O Insuportável Homem Recém - Separado por Fabrício Carpinejar
Não há condições de ser agradável, de ser sociável, de ser carinhoso.
Separado não admite visitas por mais de uma hora que já começa a sofrer com flashbacks.
Só consegue ser educado por uma hora. Depois disso, o desespero e a saudade tomam conta dele.
O que ele mais quer é ficar sozinho para poder se derramar. Reservar-se o direito da antipatia das lágrimas.
Depois que chora, até deseja chamar o convidado de volta, porém já é tarde.
Não há dor maior do que a separação. Quando foi amor. Quando é amor.
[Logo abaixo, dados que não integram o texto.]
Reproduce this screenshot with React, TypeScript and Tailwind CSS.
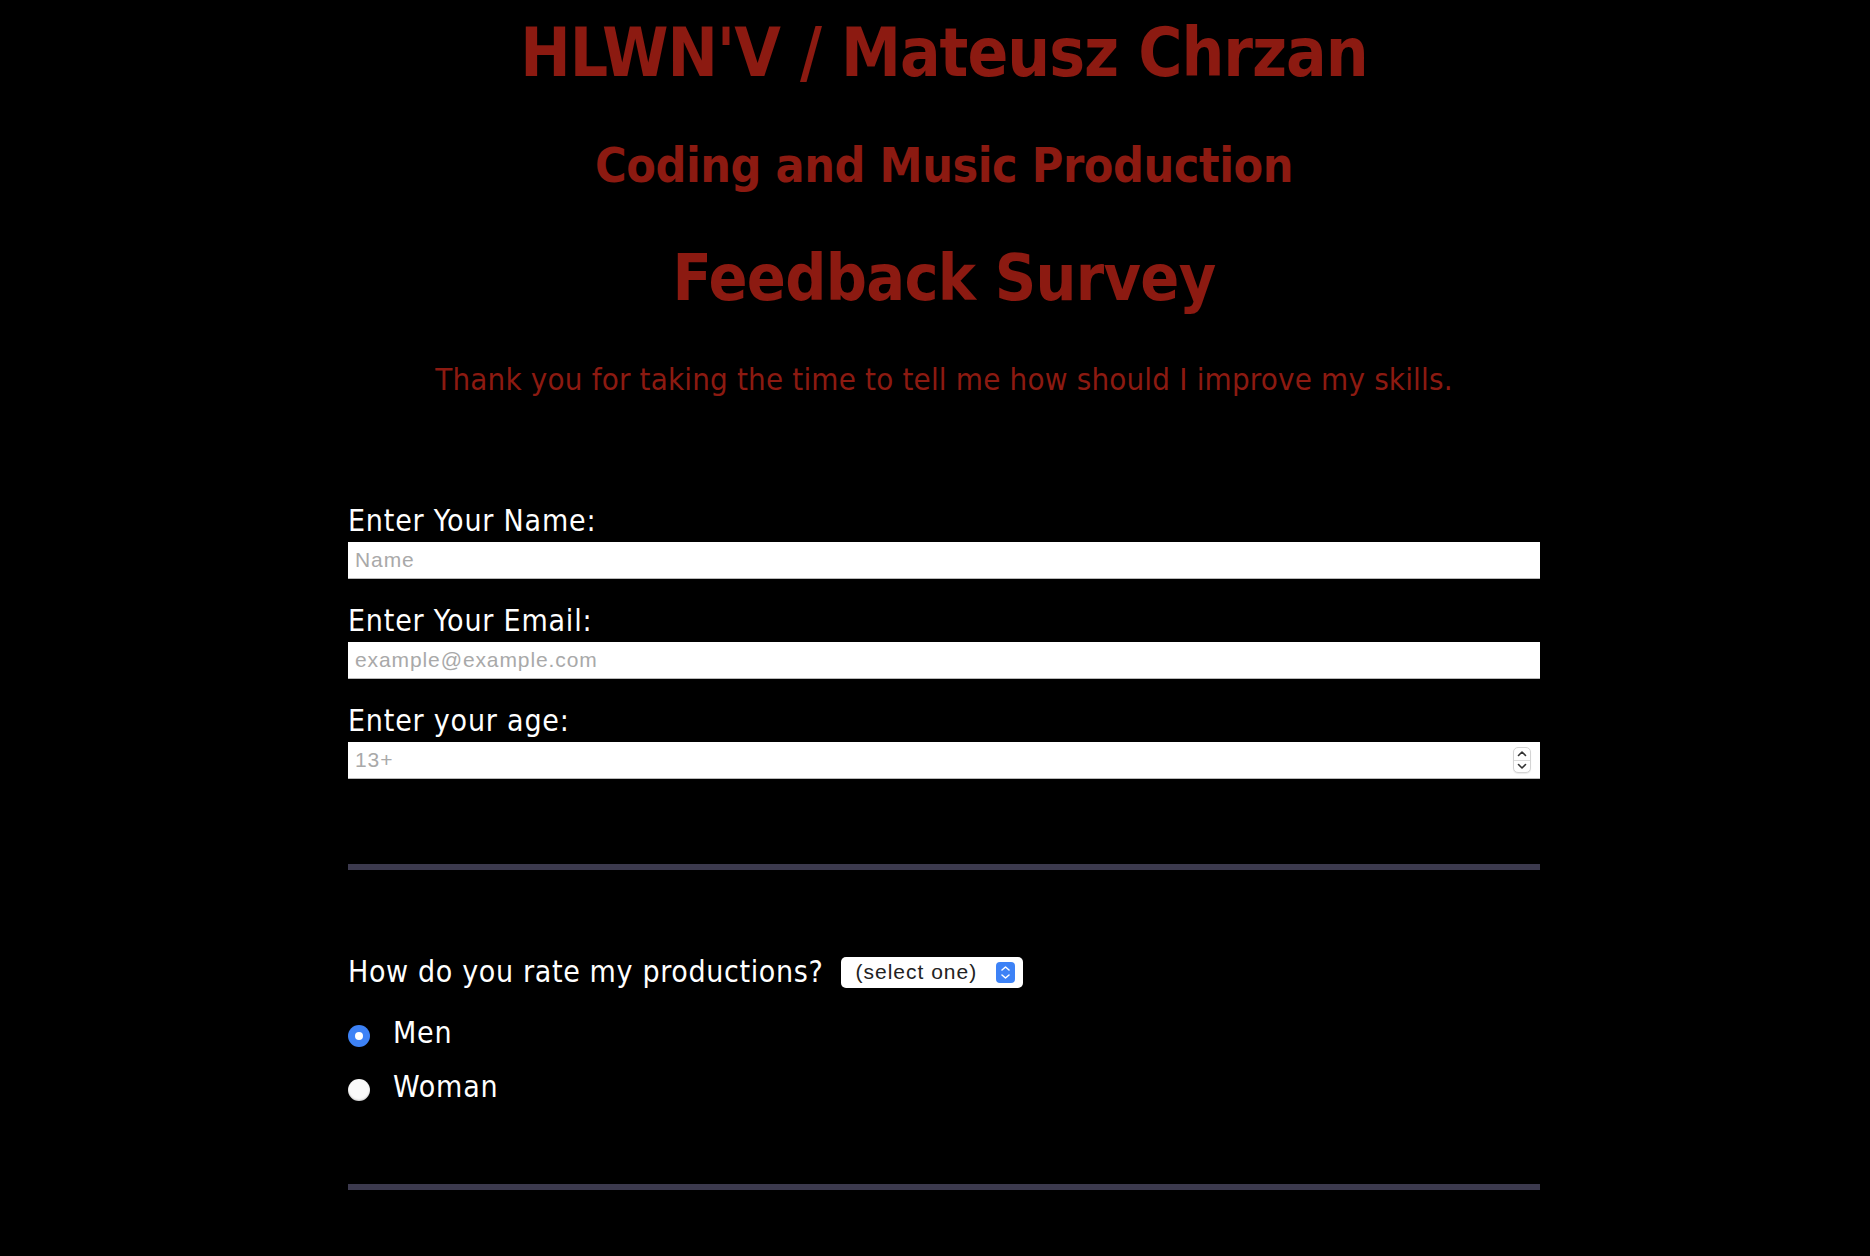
import React from "react";

const tahoma = { fontFamily: '"DejaVu Sans Condensed", "DejaVu Sans", sans-serif' };
const sysFont = { fontFamily: '"Liberation Sans", Arial, sans-serif' };

function SpinBox() {
  return (
    <div className="mr-[9px] flex h-[26px] w-[18px] flex-col items-center justify-between rounded-[5px] border border-[#d4d4d4] bg-white py-[2px] shadow-[0_1px_1px_rgba(0,0,0,0.08)]">
      <svg width="10" height="7" viewBox="0 0 10 7">
        <path d="M1.5 5.5 L5 2 L8.5 5.5" fill="none" stroke="#333" strokeWidth="1.6" strokeLinecap="round" strokeLinejoin="round" />
      </svg>
      <div className="h-px w-full bg-[#dcdcdc]" />
      <svg width="10" height="7" viewBox="0 0 10 7">
        <path d="M1.5 1.5 L5 5 L8.5 1.5" fill="none" stroke="#333" strokeWidth="1.6" strokeLinecap="round" strokeLinejoin="round" />
      </svg>
    </div>
  );
}

function Field({ label, placeholder, spinner, top }: { label: string; placeholder: string; spinner?: boolean; top: string }) {
  return (
    <div className={top}>
      <label className="block h-[36px] text-[30px] leading-[33px] tracking-[0.8px] text-white" style={tahoma}>
        {label}
      </label>
      <div className="mt-[2px] flex h-[37px] items-center border-b border-[#b9b9b9] bg-white">
        <input
          type="text"
          placeholder={placeholder}
          className="h-full min-w-0 flex-1 bg-transparent pl-[7px] text-[21px] tracking-[0.9px] text-black outline-none placeholder:text-[#a9a9a9]"
          style={sysFont}
        />
        {spinner && <SpinBox />}
      </div>
    </div>
  );
}

function Radio({ label, checked, top }: { label: string; checked?: boolean; top: string }) {
  return (
    <div className={`flex h-[36px] items-center ${top}`}>
      <div
        className={`mt-[6px] flex h-[22px] w-[22px] items-center justify-center rounded-full ${
          checked ? "bg-[#3d82f6]" : "bg-[#fafafa] shadow-[inset_0_-1px_2px_rgba(0,0,0,0.2)]"
        }`}
      >
        {checked && <div className="h-[8px] w-[8px] rounded-full bg-white" />}
      </div>
      <span className="ml-[23px] text-[30px] leading-[36px] tracking-[0.8px] text-white" style={tahoma}>
        {label}
      </span>
    </div>
  );
}

export default function App() {
  return (
    <div className="min-h-screen bg-black pl-[18px] pt-[13px]">
      <header className="text-center text-[#8c1a11]" style={tahoma}>
        <h1 className="text-[67px] font-bold leading-[80px] tracking-[-1px]">HLWN'V / Mateusz Chrzan</h1>
        <h2 className="mt-[43px] text-[48px] font-bold leading-[58px] tracking-[-0.45px]">Coding and Music Production</h2>
        <h3 className="mt-[46px] text-[64px] font-bold leading-[76px] tracking-[-0.7px]">Feedback Survey</h3>
        <p className="mt-[44px] text-[31px] leading-[38px] tracking-[0.18px]">
          Thank you for taking the time to tell me how should I improve my skills.
        </p>
      </header>

      <form className="mx-auto w-[1192px]">
        <Field top="mt-[106px]" label="Enter Your Name:" placeholder="Name" />
        <Field top="mt-[25px]" label="Enter Your Email:" placeholder="example@example.com" />
        <Field top="mt-[25px]" label="Enter your age:" placeholder="13+" spinner />

        <div className="mt-[85px] h-[6px] bg-[#3c3a4e]" />

        <div className="mt-[84px] flex h-[36px] items-center">
          <span className="text-[30px] leading-[36px] tracking-[0.65px] text-white" style={tahoma}>
            How do you rate my productions?
          </span>
          <div
            className="ml-[18px] flex h-[31px] w-[182px] items-center justify-between rounded-[5px] bg-white pl-[14px] pr-[8px]"
            style={sysFont}
          >
            <span className="text-[21px] tracking-[1px] text-[#222]">(select one)</span>
            <div className="flex h-[21px] w-[19px] flex-col items-center justify-center gap-[3px] rounded-[4px] bg-[#3d82f6]">
              <svg width="9" height="5" viewBox="0 0 9 5">
                <path d="M1 4 L4.5 1 L8 4" fill="none" stroke="#fff" strokeWidth="1.5" strokeLinecap="round" strokeLinejoin="round" />
              </svg>
              <svg width="9" height="5" viewBox="0 0 9 5">
                <path d="M1 1 L4.5 4 L8 1" fill="none" stroke="#fff" strokeWidth="1.5" strokeLinecap="round" strokeLinejoin="round" />
              </svg>
            </div>
          </div>
        </div>

        <Radio top="mt-[25px]" label="Men" checked />
        <Radio top="mt-[18px]" label="Woman" />

        <div className="mt-[79px] h-[6px] bg-[#3c3a4e]" />
        <div className="h-[66px]" />
      </form>
    </div>
  );
}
Aliás, os tempos verbais se embaralham: ontem parece hoje, o amanhã parece ontem.
Impossível determinar se ama ou amou, nada deixou de acontecer na pele.
Além da falta de apetite e do desleixo característico, o separado alucina. Arca com infinitas crises de ansiedade, de susto, de apreensão. É uma fissura incontrolável: seu desejo é resolver a dor de qualquer jeito, e qualquer jeito é voltando para sua ex de qualquer jeito.
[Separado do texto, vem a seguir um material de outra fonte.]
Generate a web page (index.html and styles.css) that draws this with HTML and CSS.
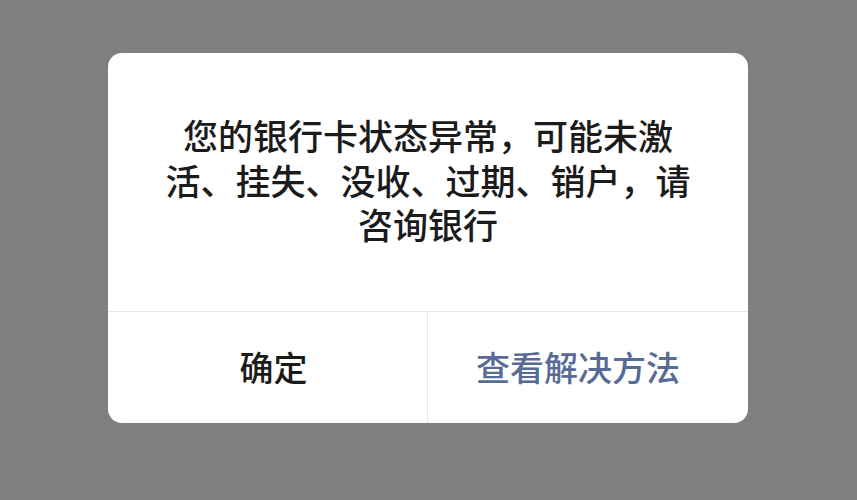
FILE: index.html
```html
<!DOCTYPE html>
<html lang="zh-CN">
<head>
<meta charset="utf-8">
<link rel="stylesheet" href="styles.css">
</head>
<body>
<div class="dialog">
  <div class="message">您的银行卡状态异常，可能未激活、挂失、没收、过期、销户，请咨询银行</div>
  <div class="actions">
    <div class="btn btn-primary">确定</div>
    <div class="btn btn-link">查看解决方法</div>
  </div>
</div>
</body>
</html>
```
FILE: styles.css
```css
html, body {
  margin: 0;
  padding: 0;
  background: #7f7f7f;
  width: 857px;
  height: 500px;
  overflow: hidden;
}
body {
  font-family: "Noto Sans CJK SC", "Noto Sans", sans-serif;
}
.dialog {
  margin: 53px 0 0 108px;
  width: 640px;
  height: 370px;
  background: #ffffff;
  border-radius: 14px;
  display: flex;
  flex-direction: column;
  overflow: hidden;
}
.message {
  box-sizing: border-box;
  height: 258px;
  padding: 60px 50px 0;
  text-align: center;
  font-size: 35px;
  line-height: 44.5px;
  font-weight: 500;
  color: #1b1b1b;
}
.actions {
  flex: 1;
  display: grid;
  grid-template-columns: 1fr 1fr;
  border-top: 1px solid #e8e8e8;
}
.btn {
  box-sizing: border-box;
  display: flex;
  align-items: center;
  justify-content: center;
  font-size: 34px;
  font-weight: 500;
  padding-bottom: 2px;
}
.btn-primary {
  color: #1b1b1b;
  border-right: 1px solid #e8e8e8;
  padding-left: 12px;
}
.btn-link {
  color: #576b95;
  padding-right: 20px;
}
```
Olha para a janela como quem aguarda um ônibus. Encara a porta como quem espera um trem. Está atrasado de si.
Aguenta apagões consecutivos de consciência, como se estivesse sendo assaltado a cada meia hora. O separado foi terrivelmente roubado, não descobriu ainda o que levaram. Descobrirá pouco a pouco, dia a dia, despertar a despertar. Talvez tenha sido latrocínio e ele seja um fantasma pela casa.
É uma confusão mental entre o que foi e o que poderia ser. Ele lembra e imagina simultaneamente, sem definição precisa das fronteiras. De vez em quando, recorda uma experiência comovente a dois, uma conversa de cozinha, juras na cama, vindas de um passado remoto; em outras, delira o que estaria fazendo naquele instante, que palavras seriam ditas, qual música estariam ouvindo. Vive uma avalanche intermitente de sensações antigas e novas com o mesmo peso, incapaz de decifrar o que realmente é verdadeiro.
Isso quando não apanha do lado turvo do relacionamento – as discussões, as decepções, o choque de identidades -, coisas que não gostaria de ter enfrentado e que não entende como não conseguiu remediar a ponto de salvar o casamento.
Tudo o que conta aos amigos e familiares é o contrário do que sente. Reclama e ofende sua companhia para se convencer de que decidiu acertadamente, mas o que deseja é simplesmente receber o beijo e o abraço dela de volta. Inviabiliza, de modo racional e inútil, as chances de reconciliação, entretanto é o que anseia. Cria uma oposição desastrada para prevenir sua passionalidade.
Como não pode ter o que quer, mendiga milagres. Posta frases e indiretas no Facebook e no Twitter, ainda que ela esteja bloqueada, acreditando numa comunicação sobrenatural.
Nem trabalha, muito menos descansa. Reconstrói cenas de ciúme ou de redenção, fraqueja com filmes, não consegue ler um livro, manter o foco, sua atenção oscila para uma única obsessão: ligar ou não ligar, retornar ou se manter firme no propósito de se distanciar.
O separado é um doente. Deveria ser internado. Posto numa cama com soro. Sua cabeça não dá trégua, porque enfrenta um impasse entre sua razão e sua emoção, numa queda de braço que resulta sempre em fratura.
Está com o osso fora do lugar. O coração é um osso agora. Duro de roer.
Se fosse um cachorro, enterrava. Se fosse um cachorro, mas não é."